Negative numbers represent the Nth expression defined in the extended
statistics object. So if you have extended statistics on a, b, length(a),
length(b) then you can legally have -1 and -2 in the attributes, but
nothing lower than that.
See functions pg_ndistinct_validate_items() and
pg_depdendencies_validate_deps() as these check the attributes in the value
against the definition of the extended stats object.

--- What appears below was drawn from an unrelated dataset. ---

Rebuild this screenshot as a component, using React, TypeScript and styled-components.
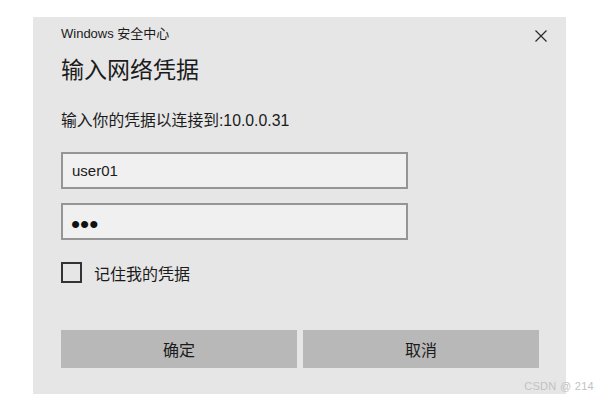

Though this does bring up a small naming problem: Elements of a
pg_dependencies are Dependency, abbreviated to dep, but are also called
Items like the elements in a pg_ndistinct. We should pick a standard name
for such things (probably item) and use it everywhere.


>
> I have added more test code in src/test/regress/sql/pg_ndistinct.sql,
> to improve the code coverage.
>

I'm trying to implement those test cases, but I may have missed some.


>
>
> this (and many other places) looks wrong, because
> ereturn would really return ``(Datum) 0``, and this function returns
> JsonParseErrorType.
> so we have to errsave here.
>

Good point. Implemented.



>
> NDistinctParseState.ndistinct should be integer,
> otherwise pg_ndistinct_out will not be consistent with  pg_ndistinct_in?
>

+1

Implemented many, but not all of these suggestions.